:: WHAT THE EXERCISE ASKS ::
Find all lines in the listing that include the word "React", then copy them.
==========
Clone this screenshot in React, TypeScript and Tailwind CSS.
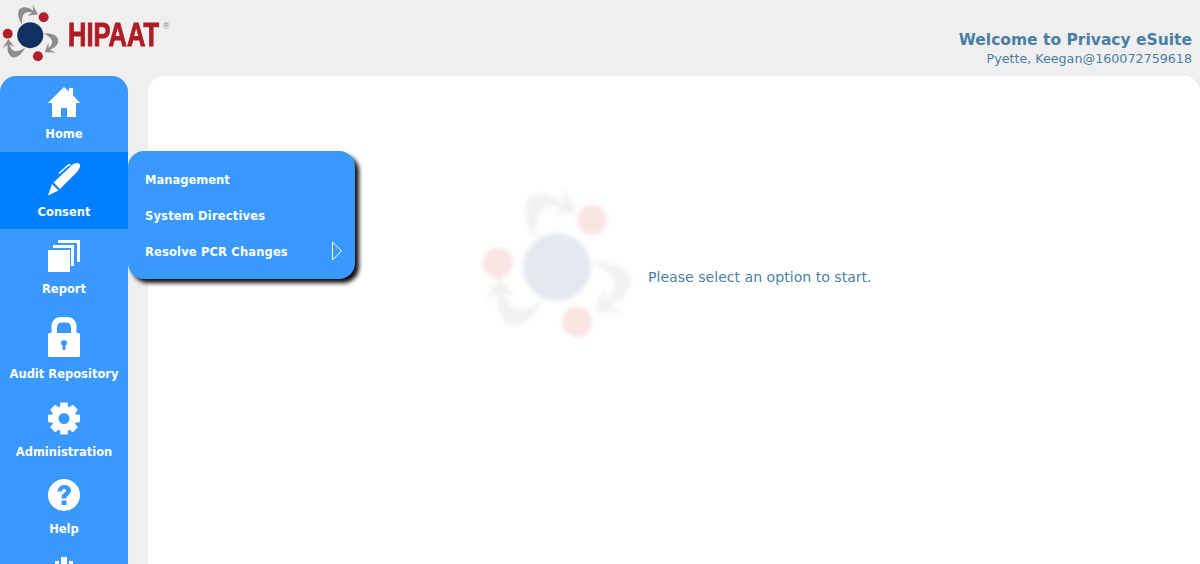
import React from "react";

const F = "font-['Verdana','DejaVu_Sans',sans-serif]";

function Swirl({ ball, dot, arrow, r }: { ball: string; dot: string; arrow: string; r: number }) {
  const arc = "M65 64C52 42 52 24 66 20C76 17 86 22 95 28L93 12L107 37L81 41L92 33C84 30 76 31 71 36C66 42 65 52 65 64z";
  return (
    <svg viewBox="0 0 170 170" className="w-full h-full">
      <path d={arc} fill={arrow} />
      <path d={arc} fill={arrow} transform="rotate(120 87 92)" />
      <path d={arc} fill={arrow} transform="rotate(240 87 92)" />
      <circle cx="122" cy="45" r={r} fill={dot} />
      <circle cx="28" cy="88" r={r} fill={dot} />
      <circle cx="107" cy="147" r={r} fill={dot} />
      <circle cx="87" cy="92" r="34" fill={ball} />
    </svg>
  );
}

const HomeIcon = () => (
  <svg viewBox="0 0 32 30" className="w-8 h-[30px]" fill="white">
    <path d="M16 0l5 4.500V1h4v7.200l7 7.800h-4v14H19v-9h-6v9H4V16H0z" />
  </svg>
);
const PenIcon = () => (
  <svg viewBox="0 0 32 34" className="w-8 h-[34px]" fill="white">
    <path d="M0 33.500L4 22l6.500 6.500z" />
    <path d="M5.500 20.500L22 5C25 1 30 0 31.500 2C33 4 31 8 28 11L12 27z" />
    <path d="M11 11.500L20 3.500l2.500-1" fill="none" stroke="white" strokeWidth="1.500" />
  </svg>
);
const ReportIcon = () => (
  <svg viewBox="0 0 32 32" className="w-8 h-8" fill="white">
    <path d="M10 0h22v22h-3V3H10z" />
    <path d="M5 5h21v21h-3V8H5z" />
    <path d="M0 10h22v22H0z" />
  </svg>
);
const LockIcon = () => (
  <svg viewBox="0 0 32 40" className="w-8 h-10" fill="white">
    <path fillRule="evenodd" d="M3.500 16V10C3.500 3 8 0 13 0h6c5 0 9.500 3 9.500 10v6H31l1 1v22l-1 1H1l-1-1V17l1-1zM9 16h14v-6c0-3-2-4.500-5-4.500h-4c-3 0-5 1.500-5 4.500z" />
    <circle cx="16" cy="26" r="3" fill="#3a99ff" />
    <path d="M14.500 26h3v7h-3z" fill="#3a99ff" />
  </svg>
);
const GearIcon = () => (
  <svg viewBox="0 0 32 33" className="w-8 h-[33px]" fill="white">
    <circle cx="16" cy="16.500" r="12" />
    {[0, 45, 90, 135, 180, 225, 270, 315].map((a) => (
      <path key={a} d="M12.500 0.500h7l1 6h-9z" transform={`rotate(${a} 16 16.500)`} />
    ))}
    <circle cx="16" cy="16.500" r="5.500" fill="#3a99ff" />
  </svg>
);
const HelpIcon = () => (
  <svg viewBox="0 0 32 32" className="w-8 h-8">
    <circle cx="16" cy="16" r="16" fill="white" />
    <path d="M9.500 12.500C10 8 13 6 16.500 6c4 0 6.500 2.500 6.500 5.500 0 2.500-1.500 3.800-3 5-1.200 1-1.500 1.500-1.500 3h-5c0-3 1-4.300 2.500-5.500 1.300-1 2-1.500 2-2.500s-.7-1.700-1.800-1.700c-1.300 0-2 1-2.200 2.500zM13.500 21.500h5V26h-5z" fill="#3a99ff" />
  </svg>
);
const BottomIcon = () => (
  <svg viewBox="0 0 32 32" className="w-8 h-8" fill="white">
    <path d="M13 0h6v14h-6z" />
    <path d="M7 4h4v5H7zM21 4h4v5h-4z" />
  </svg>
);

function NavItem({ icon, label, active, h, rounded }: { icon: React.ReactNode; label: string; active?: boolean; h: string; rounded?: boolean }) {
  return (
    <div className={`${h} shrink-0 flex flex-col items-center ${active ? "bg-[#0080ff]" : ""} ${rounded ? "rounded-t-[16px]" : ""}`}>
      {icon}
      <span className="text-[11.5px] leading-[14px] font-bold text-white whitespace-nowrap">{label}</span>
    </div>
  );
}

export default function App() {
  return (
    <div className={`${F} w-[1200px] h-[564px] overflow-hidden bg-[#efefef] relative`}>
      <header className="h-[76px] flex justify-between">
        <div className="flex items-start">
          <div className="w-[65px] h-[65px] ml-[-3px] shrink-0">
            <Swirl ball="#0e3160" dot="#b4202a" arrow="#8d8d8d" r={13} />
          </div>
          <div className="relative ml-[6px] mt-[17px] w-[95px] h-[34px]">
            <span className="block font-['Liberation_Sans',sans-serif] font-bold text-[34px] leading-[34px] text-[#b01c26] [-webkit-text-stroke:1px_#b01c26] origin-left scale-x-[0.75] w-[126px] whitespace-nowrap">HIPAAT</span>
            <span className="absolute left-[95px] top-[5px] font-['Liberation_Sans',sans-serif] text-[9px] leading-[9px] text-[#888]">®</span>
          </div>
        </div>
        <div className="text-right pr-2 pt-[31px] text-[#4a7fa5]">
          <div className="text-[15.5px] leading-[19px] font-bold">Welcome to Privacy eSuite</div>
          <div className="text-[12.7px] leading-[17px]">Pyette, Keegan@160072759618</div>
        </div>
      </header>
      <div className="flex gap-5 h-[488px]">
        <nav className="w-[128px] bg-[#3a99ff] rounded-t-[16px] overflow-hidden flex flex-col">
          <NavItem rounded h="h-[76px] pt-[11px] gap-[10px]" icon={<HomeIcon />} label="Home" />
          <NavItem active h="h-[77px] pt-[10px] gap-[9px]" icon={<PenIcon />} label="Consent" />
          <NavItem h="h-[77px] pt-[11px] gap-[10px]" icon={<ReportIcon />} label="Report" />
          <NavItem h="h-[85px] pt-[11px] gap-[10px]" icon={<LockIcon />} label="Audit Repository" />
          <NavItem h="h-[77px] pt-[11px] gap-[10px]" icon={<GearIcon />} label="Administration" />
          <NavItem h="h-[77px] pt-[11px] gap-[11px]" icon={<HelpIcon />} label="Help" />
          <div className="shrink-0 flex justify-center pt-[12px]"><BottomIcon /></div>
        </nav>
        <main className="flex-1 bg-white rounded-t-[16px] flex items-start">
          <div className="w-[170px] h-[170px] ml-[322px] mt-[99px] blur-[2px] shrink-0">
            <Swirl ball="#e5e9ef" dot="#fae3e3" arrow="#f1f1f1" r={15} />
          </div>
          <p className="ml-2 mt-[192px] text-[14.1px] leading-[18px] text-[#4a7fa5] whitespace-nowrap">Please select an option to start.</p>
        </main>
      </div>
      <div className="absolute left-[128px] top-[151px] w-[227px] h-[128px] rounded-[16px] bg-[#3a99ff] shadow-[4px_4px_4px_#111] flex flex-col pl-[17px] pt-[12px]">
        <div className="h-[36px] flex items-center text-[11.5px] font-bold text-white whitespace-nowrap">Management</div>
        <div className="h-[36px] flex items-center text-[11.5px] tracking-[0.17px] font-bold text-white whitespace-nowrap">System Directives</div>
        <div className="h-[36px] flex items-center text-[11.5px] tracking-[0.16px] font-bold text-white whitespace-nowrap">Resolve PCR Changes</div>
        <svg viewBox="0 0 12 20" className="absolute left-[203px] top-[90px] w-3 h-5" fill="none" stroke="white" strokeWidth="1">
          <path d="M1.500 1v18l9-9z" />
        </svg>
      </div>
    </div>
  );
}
==========
:: EXERCISE RESPONSE ::
Clone this screenshot in React, TypeScript and Tailwind CSS.
import React from "react";
function NavItem({ icon, label, active, h, rounded }: { icon: React.ReactNode; label: string; active?: boolean; h: string; rounded?: boolean }) {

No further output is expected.